Archive for January, 2010

The Philadelphia Gold/Silver Index (XAU) Suggests More Downside Likely

Posted in Philadelphia Gold/Silver Sector Index (XAU) on January 30th, 2010 by admin – Be the first to comment

By Jim Donnelly, Olson Global Markets

Along with likelihood that the U.S. Dollar Index (DXY) has more room to move on the upside, it also appears that the converse of that thought is likely as well. Namely, that the Philadelphia Gold/Silver Sector Index (XAU) has more downside ahead of it.

After hitting a high of 198.32 on December 2, 2009, which tested key “channel top” resistance, the XAU reversed direction and later sliced below “mid-channel” support at 164.10 on January 21, 2010. With long-term (monthly) stochastic studies still falling bearishly at this time, the prospect for a test of key “channel bottom” support at the 138 level appears probable over the next couple of months. Moreover, by the time such a test occurs, monthly stochastic studies will likely be in an oversold condition. If that proves to be the case, the decline in precious metal prices may end for the intermediate-term.

Nevertheless, a decline to the 138 area would represent an additional erosion of nearly 10% from Friday’s 153.42 close in the XAU. In addition, it would represent roughly a 30% decline from January’s 164.10 peak.
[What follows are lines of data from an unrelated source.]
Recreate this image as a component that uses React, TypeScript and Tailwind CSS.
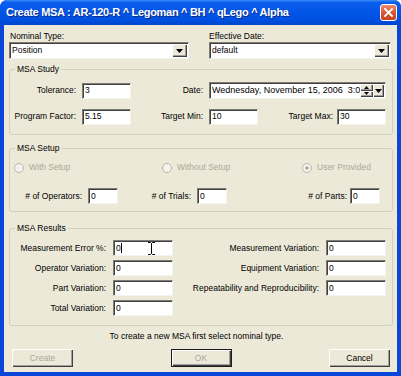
import React from "react";

const sunken =
  "bg-white border border-t-[#7f7d73] border-l-[#7f7d73] border-r-[#f4f3ee] border-b-[#f4f3ee] shadow-[inset_1px_1px_0_#404040]";

const raised =
  "bg-[#ece9d8] shadow-[inset_1px_1px_0_#ffffff,inset_-1px_-1px_0_#404040,inset_-2px_-2px_0_#a0a0a0]";

function Input({ w, v, children }: { w: string; v?: string; children?: React.ReactNode }) {
  return (
    <div className={`relative ${w} h-[16px] ${sunken} flex items-center pl-[2px] overflow-hidden whitespace-nowrap`}>
      {v}
      {children}
    </div>
  );
}

function Arrow({ up = false }: { up?: boolean }) {
  return (
    <svg width="7" height="4" viewBox="0 0 7 4">
      <path d={up ? "M0 4h7L3.5 0z" : "M0 0h7L3.5 4z"} fill="#000" />
    </svg>
  );
}

function Combo({ w, v }: { w: string; v: string }) {
  return (
    <div className={`${w} h-[17px] ${sunken} flex items-stretch p-[1px] pl-[2px]`}>
      <div className="flex-1 flex items-center">{v}</div>
      <div className={`w-[15px] ${raised} flex items-center justify-center`}>
        <Arrow />
      </div>
    </div>
  );
}

function DatePicker() {
  return (
    <div className={`w-[177px] h-[17px] ${sunken} flex items-stretch p-[1px] pl-[2px]`}>
      <div className="flex-1 flex items-center whitespace-pre text-[9px]">
        Wednesday, November 15, 2006  3:0
      </div>
      <div className="w-[13px] flex flex-col">
        <div className={`flex-1 ${raised} flex items-center justify-center`}>
          <svg width="5" height="3" viewBox="0 0 5 3">
            <path d="M0 3h5L2.5 0z" fill="#000" />
          </svg>
        </div>
        <div className={`flex-1 ${raised} flex items-center justify-center`}>
          <svg width="5" height="3" viewBox="0 0 5 3">
            <path d="M0 0h5L2.5 3z" fill="#000" />
          </svg>
        </div>
      </div>
      <div className={`w-[12px] ${raised} flex items-center justify-center`}>
        <Arrow />
      </div>
    </div>
  );
}

function Radio({ label, checked = false, w }: { label: string; checked?: boolean; w: string }) {
  return (
    <div className={`${w} flex items-center gap-[5px] text-[#aca899]`}>
      <svg width="10" height="10" viewBox="0 0 10 10">
        <circle cx="5" cy="5" r="4.5" fill="#f4f3ee" stroke="#b8b5a6" />
        {checked && <circle cx="5" cy="5" r="1.8" fill="#aca899" />}
      </svg>
      {label}
    </div>
  );
}

function Group({ title, className, children }: { title: string; className: string; children: React.ReactNode }) {
  return (
    <fieldset className={`ml-[5px] mr-[4px] border border-[#d0d0bf] rounded-[3px] ${className}`}>
      <legend className="ml-[5px] px-[2px] leading-[11px]">{title}</legend>
      {children}
    </fieldset>
  );
}

function Btn({ label, disabled = false, def = false }: { label: string; disabled?: boolean; def?: boolean }) {
  return (
    <div
      className={`w-[61px] h-[18px] flex items-center justify-center ${raised} ${
        def ? "border border-[#1c1c1c]" : ""
      } ${disabled ? "text-[#aca899]" : "text-black"}`}
    >
      {label}
    </div>
  );
}

export default function App() {
  return (
    <div className="w-[401px] h-[376px] flex flex-col bg-[#0a46da] rounded-t-[7px] overflow-hidden font-['Liberation_Sans',Arial,sans-serif] text-[8.5px] leading-[11px] text-black">
      {/* title bar */}
      <div className="h-[25px] flex items-center bg-[linear-gradient(to_bottom,#3b8cf7_0%,#0b5ded_10%,#0256e8_45%,#0050e0_80%,#0044cc_100%)]">
        <div className="flex-1 pl-[6px] text-white font-bold text-[11px] tracking-[-0.3px] [text-shadow:1px_1px_0_#0a2a8a]">
          Create MSA : AR-120-R ^ Legoman ^ BH ^ qLego ^ Alpha
        </div>
        <div className="mr-[4px] w-[17px] h-[17px] rounded-[3px] border border-white bg-[linear-gradient(to_bottom,#ee8a6b,#d8552f_55%,#c8441e)] flex items-center justify-center">
          <svg width="9" height="9" viewBox="0 0 9 9">
            <path d="M1 1l7 7M8 1L1 8" stroke="#fff" strokeWidth="1.8" strokeLinecap="square" />
          </svg>
        </div>
      </div>

      {/* client */}
      <div className="mx-[4px] h-[347px] bg-[#ece9d8] flex flex-col">
        <div className="mt-[6px] flex">
          <div className="w-[200px] pl-[6px]">Nominal Type:</div>
          <div className="pl-[5px]">Effective Date:</div>
        </div>
        <div className="flex ml-[5px]">
          <Combo w="w-[180px]" v="Position" />
          <div className="ml-[20px]">
            <Combo w="w-[182px]" v="default" />
          </div>
        </div>

        <Group title="MSA Study" className="mt-[5px] pt-[7px] pb-[9px]">
          <div className="flex items-center h-[17px]">
            <span className="w-[66px] text-right">Tolerance:</span>
            <span className="ml-[6px]"><Input w="w-[49px]" v="3" /></span>
            <span className="w-[72px] text-right">Date:</span>
            <span className="ml-[6px]"><DatePicker /></span>
          </div>
          <div className="flex items-center h-[17px] mt-[9px]">
            <span className="w-[66px] text-right">Program Factor:</span>
            <span className="ml-[6px]"><Input w="w-[49px]" v="5.15" /></span>
            <span className="w-[72px] text-right">Target Min:</span>
            <span className="ml-[6px]"><Input w="w-[49px]" v="10" /></span>
            <span className="w-[75px] text-right">Target Max:</span>
            <span className="ml-[4px]"><Input w="w-[49px]" v="30" /></span>
          </div>
        </Group>

        <Group title="MSA Setup" className="mt-[8px] pt-[8px] pb-[7px]">
          <div className="flex items-center h-[11px] pl-[4px]">
            <Radio w="w-[148px]" label="With Setup" />
            <Radio w="w-[140px]" label="Without Setup" />
            <Radio w="w-[80px]" label="User Provided" checked />
          </div>
          <div className="flex items-center mt-[15px]">
            <span className="w-[72px] text-right"># of Operators:</span>
            <span className="ml-[6px]"><Input w="w-[30px]" v="0" /></span>
            <span className="w-[73px] text-right"># of Trials:</span>
            <span className="ml-[6px]"><Input w="w-[30px]" v="0" /></span>
            <span className="w-[120px] text-right"># of Parts:</span>
            <span className="ml-[3px]"><Input w="w-[30px]" v="0" /></span>
          </div>
        </Group>

        <Group title="MSA Results" className="mt-[11px] pt-[6px] pb-[9px]">
          <div className="grid grid-cols-[96px_60px_139px_60px] gap-x-[7px] gap-y-[4px] items-center">
            <span className="text-right">Measurement Error %:</span>
            <Input w="w-[60px]" v="0">
              <span className="w-[1px] h-[10px] bg-black" />
              <svg className="absolute left-[34px] top-[1px]" width="7" height="13" viewBox="0 0 7 13">
                <path d="M0 0.5h2.5l1 1 1-1H7M3.5 1.5v10M0 12.5h2.5l1-1 1 1H7" stroke="#000" fill="none" strokeWidth="1" />
              </svg>
            </Input>
            <span className="text-right">Measurement Variation:</span>
            <Input w="w-[60px]" v="0" />

            <span className="text-right">Operator Variation:</span>
            <Input w="w-[60px]" v="0" />
            <span className="text-right">Equipment Variation:</span>
            <Input w="w-[60px]" v="0" />

            <span className="text-right">Part Variation:</span>
            <Input w="w-[60px]" v="0" />
            <span className="text-right">Repeatability and  Reproducibility:</span>
            <Input w="w-[60px]" v="0" />

            <span className="text-right">Total Variation:</span>
            <Input w="w-[60px]" v="0" />
          </div>
        </Group>

        <div className="mt-[5px] text-center pr-[8px]">To create a new MSA first select nominal type.</div>

        <div className="mt-[7px] flex justify-between pl-[8px] pr-[7px]">
          <Btn label="Create" disabled />
          <Btn label="OK" disabled def />
          <Btn label="Cancel" />
        </div>
      </div>
    </div>
  );
}
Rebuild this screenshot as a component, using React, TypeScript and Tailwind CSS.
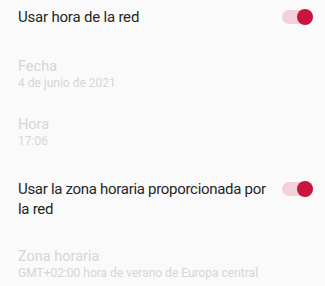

In any event, such a scenario would favor the expectation for a further rise in the value of the greenback as well as additional declines in both the S&P 500 Index and the Dow Jones Industrial Average.


Dollar Strength Reflects A Change In Investor Mood

Posted in U.S. Dollar Index (DXY) on January 24th, 2010 by admin – Be the first to comment

By Jim Donnelly, Olson Global Markets

Although the S&P 500 Index broke slightly above key trend line resistance at 1,130 and the Dow Jones Industrial Average nudged a bit above key resistance at 10,660, neither index was capable of stoking up buyer momentum and extending much higher. On the contrary, shifting political winds and the recognition that the rally since March needed to take a breather resulted in a “sell into strength” approach instead. Although the BKX financial ETF continues to form what appears to be a bullish reverse Head & Shoulders pattern and with the Dow Jones Utility Index backing modestly away, but not far from key trend line resistance at 408, it might well be the DXY dollar index that more accurately frames the change in investor sentiment that currently has both commodity and equities prices turning lower.

No doubt, the political landscape changed quite a bit last week. A stunning senatorial upset in Massachusetts became a glaring piece of evidence that health care reform may be forced to take a different direction. Another unexpected development was the realization that the reconfirmation of Fed Chairman Ben Bernanke may be in jeopardy. Additionally, the rolls of Treasury Secretary Tim Geithner and the Director of the White House’s National Economic Council Larry Summers have become cloudy. Further, big banks have become politically targeted with the announcement of the “Volcker Plan” which is designed to restrict the size and activities of the largest U.S. financial institutions.

Internationally, Chinese banking authorities have instructed some of their major banks to halt lending activity during the rest of January after a burst of credit expansion occurred in the first couple of weeks on the New Year.

What has all of the done? At the very least, it has induced money flows into the U.S. dollar as well as into U.S. Government bonds which was evidenced by the U.S. Dollar Index (DXY) spiking higher and breaking above another form of trend line resistance at the 77.90 level. With many technical indicators on weekly charts positioned bullishly, the likelihood for further dollar strength appears assured. A modest Fibonacci 38% retracement targets a move up to the 80 level on the DXY. A 50% correction sits at 81.80. A more likely outcome, however, might be a 61.8% retracement up to the 83.70 area. Not only does that level represent a Fibonacci number as well, it would also fit the character of the “C” leg portion of a corrective A-B-C “zig-zag” pattern.

If this scenario plays out however, it will likely keep both commodity and equity prices on the defensive for a while longer.